The consequence: Hybrid database usage
In dealing with databases, currently there is a distinction made between OLTP (On-Line Transactional Processing) and OLAP (On-Line Analytical Processing). In OLTP, the database serves as a memory in which an application stores data, because they can no longer be held in the main memory or to keep them permanently available. OLAP refers to the analysis of data for reporting. Two databases are used for traditional OLTP and OLAP. This prevents the application from being impaired through long-running reports, makes it easier to put together data from multiple systems, and facilitates the historicising of past conditions.
The main drawback of this approach is that different data models have to be prepared, developed, and maintained. In addition, the data must be transferred from one database to another. This sort of ETL application (Extract, Transform, Load) must be prepared, developed, and maintained. Moreover, the periods for which these ETL applications are often considerable, which is why the execution is typically carried out at night in order to not strain the application database. The data in the OLAP database are therefore not up to date.

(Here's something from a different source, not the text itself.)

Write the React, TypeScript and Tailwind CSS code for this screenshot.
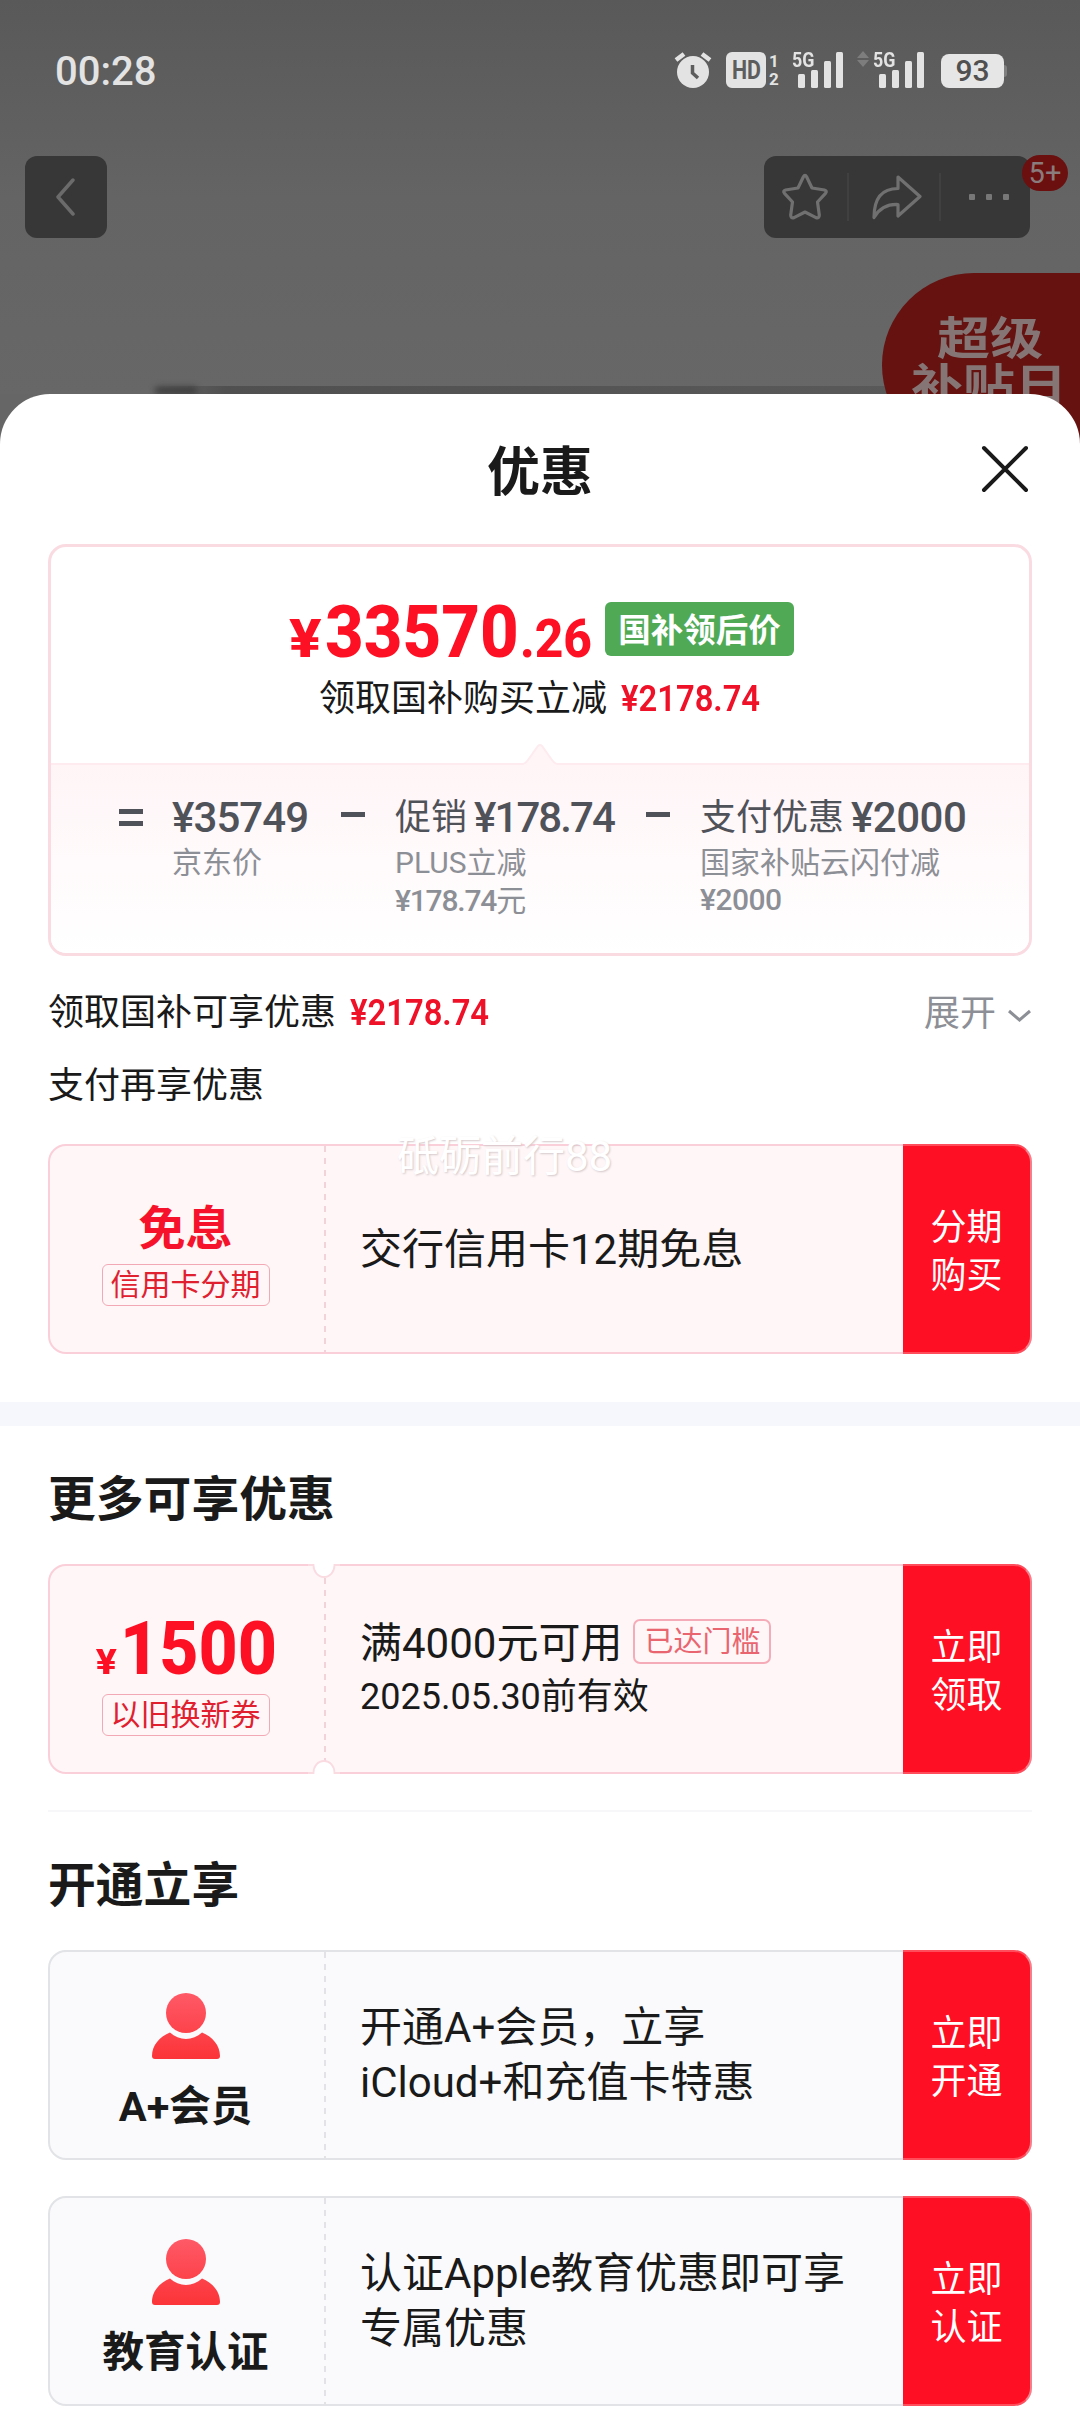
import type { ReactNode } from 'react'

interface CouponProps {
  left: ReactNode
  children: ReactNode
  action: [string, string]
  tone?: 'pink' | 'gray'
  notched?: boolean
}

function SignalIcon() {
  return (
    <div className="relative h-[38px] w-[52px]">
      <span className="absolute left-0 top-[-3px] origin-left scale-x-85 text-[21px] font-bold leading-[24px] text-[#e3e3e3]">5G</span>
      <svg width="52" height="38" viewBox="0 0 52 38" fill="#e3e3e3">
        <rect x="6" y="23" width="7" height="14" rx="1.5" />
        <rect x="19" y="19" width="7" height="18" rx="1.5" />
        <rect x="32" y="10" width="7" height="27" rx="1.5" />
        <rect x="44" y="1" width="7" height="36" rx="1.5" />
      </svg>
    </div>
  )
}

function StatusBar() {
  return (
    <div className="flex h-[142px] items-start justify-between pl-[55px] pr-[73px] pt-[51px]">
      <span className="pt-px text-[40px] font-medium leading-10 text-[#e3e3e3]">00:28</span>
      <div className="flex items-start">
        <svg width="38" height="38" viewBox="0 0 38 38" className="mr-[14px]">
          <circle cx="19" cy="21" r="16" fill="#e3e3e3" />
          <path d="M2 9 L10 3 M36 9 L28 3" stroke="#e3e3e3" strokeWidth="4.5" fill="none" />
          <path d="M18.5 14 V22 L24 27" stroke="#5d5d5d" strokeWidth="3.5" fill="none" />
        </svg>
        <svg width="54" height="38" viewBox="0 0 54 38" className="mr-[12px]" fontFamily="Roboto, sans-serif" fontWeight="700">
          <rect x="0" y="1" width="40" height="36" rx="6" fill="#e3e3e3" />
          <text x="6" y="28" fontSize="25" fill="#5d5d5d" textLength="29" lengthAdjust="spacingAndGlyphs">HD</text>
          <text x="43" y="16" fontSize="17" fill="#e3e3e3">1</text>
          <text x="43" y="34" fontSize="17" fill="#e3e3e3">2</text>
        </svg>
        <SignalIcon />
        <svg width="12" height="38" viewBox="0 0 12 38" className="ml-[13px] mr-[4px]" fill="#7d7d7d">
          <path d="M6 0 L12 7 H0 Z M6 16 L12 9 H0 Z" />
        </svg>
        <SignalIcon />
        <div className="ml-[16px] mt-[3px] flex h-[34px] w-[63px] items-center justify-center rounded-[8px] bg-[#e6e6e6] text-[30px] font-medium leading-[34px] text-[#505050]">
          93
        </div>
        <div className="mt-[14px] h-[12px] w-[3px] rounded-r bg-[#808080]" />
      </div>
    </div>
  )
}

function Toolbar() {
  return (
    <div className="flex justify-between pl-[25px] pr-[50px] pt-[14px]">
      <button className="flex h-[82px] w-[82px] items-center justify-center rounded-xl bg-[#373737]">
        <svg width="22" height="38" viewBox="0 0 22 38" fill="none" stroke="#6b6b6b" strokeWidth="3.5" strokeLinecap="round" strokeLinejoin="round">
          <path d="M18 2 L3 19 L18 36" />
        </svg>
      </button>
      <div className="relative flex h-[82px] w-[266px] items-center rounded-xl bg-[#373737]">
        <div className="flex w-[85px] justify-center border-r-2 border-[#404040]">
          <svg width="48" height="48" viewBox="0 0 48 48" fill="none" stroke="#707070" strokeWidth="3.2" strokeLinejoin="round" className="-ml-[2px]">
            <path d="M22.4 3.8 Q24 0.8 25.6 3.8 L31 15 L43.5 17 Q46.5 17.8 44.5 20.3 L36.5 29 L38.3 42 Q38.3 45.6 35 44.6 L24 39 L13 44.6 Q9.7 45.6 9.7 42 L11.5 29 L3.5 20.3 Q1.5 17.8 4.5 17 L17 15 Z" />
          </svg>
        </div>
        <div className="flex w-[92px] justify-center border-r-2 border-[#404040] pl-[5px]">
          <svg width="50" height="48" viewBox="0 0 50 48" fill="none" stroke="#707070" strokeWidth="3.2" strokeLinejoin="round">
            <path d="M26 4 L48 23.5 L26 43 V31.5 C14 31 7 36 2 44.5 C2 28 8 15.5 26 15.5 Z" />
          </svg>
        </div>
        <div className="flex flex-1 justify-center gap-[11px] pl-[6px]">
          <i className="h-[6px] w-[6px] rounded-[1px] bg-[#777]" />
          <i className="h-[6px] w-[6px] rounded-[1px] bg-[#777]" />
          <i className="h-[6px] w-[6px] rounded-[1px] bg-[#777]" />
        </div>
        <span className="absolute -right-[38px] -top-[1px] flex h-[36px] w-[46px] items-center justify-center rounded-full bg-[#6b0f0f] text-[29px] leading-[36px] text-[#8a7c7c]">
          5+
        </span>
      </div>
    </div>
  )
}

function CloseIcon() {
  return (
    <svg width="48" height="48" viewBox="0 0 48 48" fill="none" stroke="#1a1a1a" strokeWidth="4" strokeLinecap="round">
      <path d="M3 3 L45 45 M45 3 L3 45" />
    </svg>
  )
}

function UserIcon() {
  return (
    <svg width="70" height="68" viewBox="0 0 70 68">
      <defs>
        <linearGradient id="user" x1="0" y1="0" x2="0" y2="68" gradientUnits="userSpaceOnUse">
          <stop offset="0" stopColor="#ff5a68" />
          <stop offset="1" stopColor="#fb3337" />
        </linearGradient>
      </defs>
      <circle cx="35" cy="21" r="20" fill="url(#user)" />
      <path d="M19 40.5 C28 49 42 49 51 40.5 C61 44.5 69 53 69 64 Q69 67 66 67 H4 Q1 67 1 64 C1 53 9 44.5 19 40.5 Z" fill="url(#user)" />
    </svg>
  )
}

// The half circle bitten out of a coupon's edge, over its dashed line
function Notch({ bottom }: { bottom?: boolean }) {
  return (
    <svg
      width="40"
      height="14"
      viewBox="0 0 40 14"
      fill="none"
      className={bottom ? 'absolute -bottom-[2px] left-[254px] rotate-180' : 'absolute -top-[2px] left-[254px]'}
    >
      <path d="M9 0 V3 C10 9 14 13 20 13 C26 13 30 9 31 3 V0 Z" fill="#fff" />
      <path d="M4 1 H9.500 C9.500 8 14 13 20 13 C26 13 30.500 8 30.500 1 H36" stroke="#fadbe2" strokeWidth="1.8" />
    </svg>
  )
}

function Coupon({ left, children, action, tone = 'pink', notched }: CouponProps) {
  const pink = tone === 'pink'
  return (
    <div className={`relative flex h-[210px] rounded-[18px] border-2 ${pink ? 'border-[#fbcfd9] bg-[#fef6f7]' : 'border-[#e2e3e6] bg-[#fafafc]'}`}>
      <div className="flex w-[274px] flex-col items-center pr-[3px]">{left}</div>
      <svg width="2" height="206" className="shrink-0">
        <line x1="1" y1="0" x2="1" y2="206" stroke={pink ? '#f3d3da' : '#e2e2e7'} strokeWidth="2" strokeDasharray="6 6" />
      </svg>
      <div className="flex flex-1 flex-col justify-center pl-[34px] text-[42px] leading-[55px] text-[#1a1a1a]">
        {children}
      </div>
      <button className="-my-[2px] -mr-[2px] flex w-[129px] flex-col items-center justify-center rounded-r-[18px] border-y-2 border-r-2 border-y-[#ff4d5c] border-r-[#f4808c] bg-[#ff0f23] pt-[5px] text-[36px] leading-[48px] text-white">
        <span>{action[0]}</span>
        <span>{action[1]}</span>
      </button>
      {notched && <Notch />}
      {notched && <Notch bottom />}
    </div>
  )
}

function Tag({ children }: { children: ReactNode }) {
  return (
    <span className="flex h-[42px] w-[168px] shrink-0 items-center justify-center rounded-[6px] border border-[#f3a9b5] text-[30px] leading-[40px] text-[#e0202f]">
      {children}
    </span>
  )
}

function PriceCard() {
  return (
    <div className="h-[412px] overflow-hidden rounded-[18px] border-[3px] border-[#fadbe2]">
      <div className="h-[216px] pt-[45px]">
        <div className="flex h-[80px] pl-[238px] text-[#fd1023]">
          <div className="flex items-baseline font-extrabold leading-[80px]">
            <span className="w-[36px] origin-left scale-x-112 text-[54px]">¥</span>
            <span className="w-[195px] origin-left scale-x-92 text-[73px]">33570</span>
            <span className="w-[85px] origin-left scale-x-92 text-[54px]">.26</span>
          </div>
          <span className="mt-[10px] flex h-[54px] w-[189px] items-center justify-center rounded-[6px] bg-[#4fa955] pt-[4px] text-[32.500px] font-bold leading-[50px] text-white">
            国补领后价
          </span>
        </div>
        <div className="flex pl-[268px] pt-[1px] text-[36px] leading-[52px]">
          <span className="w-[302px] text-[#1a1a1a]">领取国补购买立减</span>
          <span className="origin-left scale-x-91 font-semibold text-[#ee1128]">¥2178.74</span>
        </div>
      </div>
      <div className="relative h-[190px] border-t-2 border-[#fdebef] bg-gradient-to-b from-[#fff5f7] to-white pt-[26px]">
        <svg width="34" height="23" viewBox="0 0 34 23" className="absolute -top-[22px] left-[472px]">
          <path d="M0 21 Q3 20 5 17 L15 3 Q17 1 19 3 L29 17 Q31 20 34 21 V23 H0 Z" fill="#fff5f7" />
          <path d="M0 21 Q3 20 5 17 L15 3 Q17 1 19 3 L29 17 Q31 20 34 21" fill="none" stroke="#fdebef" strokeWidth="2" />
        </svg>
        <div className="grid grid-cols-[56px_166px_57px_248px_57px_1fr] pl-[65px] text-[30px] leading-[38px] text-[#8d8f96]">
          <div className="pl-[3px] pt-[18px]">
            <div className="h-[5px] w-[24px] bg-[#505259]" />
            <div className="mt-[7px] h-[5px] w-[24px] bg-[#505259]" />
          </div>
          <div className="pt-[1px]">
            <p className="text-[42px] font-medium leading-[52px] tracking-[-0.900px] text-[#505259]">¥35749</p>
            <p>京东价</p>
          </div>
          <div className="pl-[3px] pt-[21px]">
            <div className="h-[5px] w-[24px] bg-[#505259]" />
          </div>
          <div className="pt-[1px]">
            <p className="flex text-[36px] leading-[52px] text-[#505259]">
              <span className="w-[79px]">促销</span>
              <span className="text-[42px] font-medium tracking-[-1.900px]">¥178.74</span>
            </p>
            <p>PLUS立减</p>
            <p><span className="font-medium tracking-[-1.200px]">¥178.74</span>元</p>
          </div>
          <div className="pl-[3px] pt-[21px]">
            <div className="h-[5px] w-[24px] bg-[#505259]" />
          </div>
          <div className="pt-[1px]">
            <p className="flex text-[36px] leading-[52px] text-[#505259]">
              <span className="w-[151px]">支付优惠</span>
              <span className="text-[42px] font-medium tracking-[-0.500px]">¥2000</span>
            </p>
            <p>国家补贴云闪付减</p>
            <p className="-mt-[1px] font-medium tracking-[-0.500px]">¥2000</p>
          </div>
        </div>
      </div>
    </div>
  )
}

export default function App() {
  return (
    <div className="relative h-[2412px] w-[1080px] overflow-hidden bg-[#666] font-[Roboto,'Noto_Sans_CJK_SC',sans-serif]">
      <header className="relative h-[394px] bg-gradient-to-b from-[#595959] via-[#646464] to-[#676767]">
        <StatusBar />
        <Toolbar />
        <div className="absolute left-[150px] top-[386px] h-[8px] w-[760px] bg-gradient-to-r from-transparent via-[#505050] via-10% to-[#595959]" />
        <div className="absolute left-[155px] top-[387px] h-[7px] w-[42px] rounded-full bg-[#3c3c3c] blur-[3px]" />
        <div className="absolute left-[882px] top-[273px] flex h-[184px] w-[198px] flex-col items-center rounded-l-[92px] bg-[#651210] pt-[43px] font-bold text-[#857675]">
          <span className="ml-[18px] h-[47px] scale-x-118 text-[45px] leading-[47px]">超级</span>
          <span className="ml-[16px] h-[47px] scale-x-118 whitespace-nowrap text-[44px] leading-[47px]">补贴日</span>
        </div>
      </header>

      <main className="relative h-[2018px] rounded-t-[50px] bg-white">
        <div className="relative flex h-[150px] items-center justify-center pt-[10px] text-[53px] font-bold text-[#1a1a1a]">
          优惠
          <button className="absolute right-[51px] top-[51px]"><CloseIcon /></button>
        </div>

        <section className="px-[48px]">
          <PriceCard />
          <div className="mt-[31px] flex items-center justify-between text-[36px] leading-[50px] text-[#1a1a1a]">
            <p className="flex">
              <span className="w-[302px]">领取国补可享优惠</span>
              <span className="origin-left scale-x-91 font-semibold text-[#ee1128]">¥2178.74</span>
            </p>
            <p className="flex items-center pt-[2px] text-[#8d8f96]">
              展开
              <svg width="25" height="14" viewBox="0 0 25 14" fill="none" stroke="#8d8f96" strokeWidth="3" className="ml-[11px] mt-[4px]">
                <path d="M2 2 L12.500 11 L23 2" />
              </svg>
            </p>
          </div>
          <p className="mt-[22px] text-[36px] leading-[50px] text-[#1a1a1a]">支付再享优惠</p>
          <div className="relative mt-[33px]">
            <Coupon
              action={['分期', '购买']}
              left={
                <>
                  <b className="mb-[7px] mt-[55px] text-[47px] leading-[56px] text-[#f5122a]">免息</b>
                  <Tag>信用卡分期</Tag>
                </>
              }
            >
              交行信用卡12期免息
            </Coupon>
            <span className="absolute -top-[13px] left-[349px] text-[42px] leading-[52px] text-white [text-shadow:1px_1px_2px_#d5c9cc]">
              砥砺前行88
            </span>
          </div>
        </section>

        <div className="mt-[48px] h-[24px] bg-[#f6f7fc]" />

        <section className="px-[48px]">
          <h2 className="flex h-[138px] items-center pt-[12px] text-[47.800px] font-bold text-[#1a1a1a]">更多可享优惠</h2>
          <Coupon
            notched
            action={['立即', '领取']}
            left={
              <>
                <p className="-mb-[9px] mt-[43px] flex items-baseline font-extrabold leading-[80px] text-[#fd1023]">
                  <span className="origin-right scale-x-112 text-[35px]">¥</span>
                  <span className="ml-[3px] w-[153px] origin-left scale-x-92 text-[74px]">1500</span>
                </p>
                <Tag>以旧换新券</Tag>
              </>
            }
          >
            <p className="flex items-center">
              满4000元可用
              <span className="-mt-[4px] ml-[11px] flex h-[45px] w-[138px] items-center justify-center rounded-[7px] border-2 border-[#f6acb8] pt-[2px] text-[29px] leading-[39px] text-[#e9656f]">
                已达门槛
              </span>
            </p>
            <p className="text-[36px] leading-[52px]">2025.05.30前有效</p>
          </Coupon>
          <div className="mt-[36px] h-[2px] bg-[#f7f7f9]" />
          <h2 className="flex h-[138px] items-center pt-[12px] text-[47.800px] font-bold text-[#1a1a1a]">开通立享</h2>
          <div className="space-y-9">
            <Coupon
              tone="gray"
              action={['立即', '开通']}
              left={
                <>
                  <div className="mt-[40px]"><UserIcon /></div>
                  <b className="mt-[19px] text-[41.500px] leading-[56px] text-[#1a1a1a]">A+会员</b>
                </>
              }
            >
              <p>开通A+会员，立享</p>
              <p>iCloud+和充值卡特惠</p>
            </Coupon>
            <Coupon
              tone="gray"
              action={['立即', '认证']}
              left={
                <>
                  <div className="mt-[40px]"><UserIcon /></div>
                  <b className="mt-[19px] text-[41.500px] leading-[56px] text-[#1a1a1a]">教育认证</b>
                </>
              }
            >
              <p>认证Apple教育优惠即可享</p>
              <p>专属优惠</p>
            </Coupon>
          </div>
        </section>
      </main>
    </div>
  )
}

The performance of column-oriented in-memory databases makes it technically possible to abandon the distinction between OLTP and OLAP. The increased efficiency puts the application of a single in-memory database in the position to meet reporting requirements without compromising the application. This is called "Hybrid Transactional Analytical Processing" (HTAP).
Big data technology at S&N
S&N is actively working on the analysis and evaluation of new technologies and has already gained practical experience in the use of technology in several customer projects. In addition, S&N is driving the development as part of a ZIM project funded by the Federal Ministry of Economics.
In a joint project with the University of Paderborn, S&N is working on a tool for the acquisition and analysis of texts. In the project, which is funded by the Federal Ministry of Economics from the Central Innovation Programme for SMEs, a library of standard methods for text analysis was compiled and integrated into the tool, among other things.
The information contained in texts cannot be processed readily without computer assistance. One possibility for the preparation for the computer processing is the extraction of statistical properties of text - such as the frequency of words or word groups. Alternatively, the word stems and basic form of words can also be used. Different word forms are put together from this.
In the project, a collection of standard procedures for these sorts of analyses were compiled in a library. To organise the process, an overall type system was developed. This type system includes additional types of complex analyses, with which moods of texts (sentiment analysis) and moods of subthemes of texts are identified (aspect-based sentiment analysis). The creation of such methods is one of the next milestones in the project.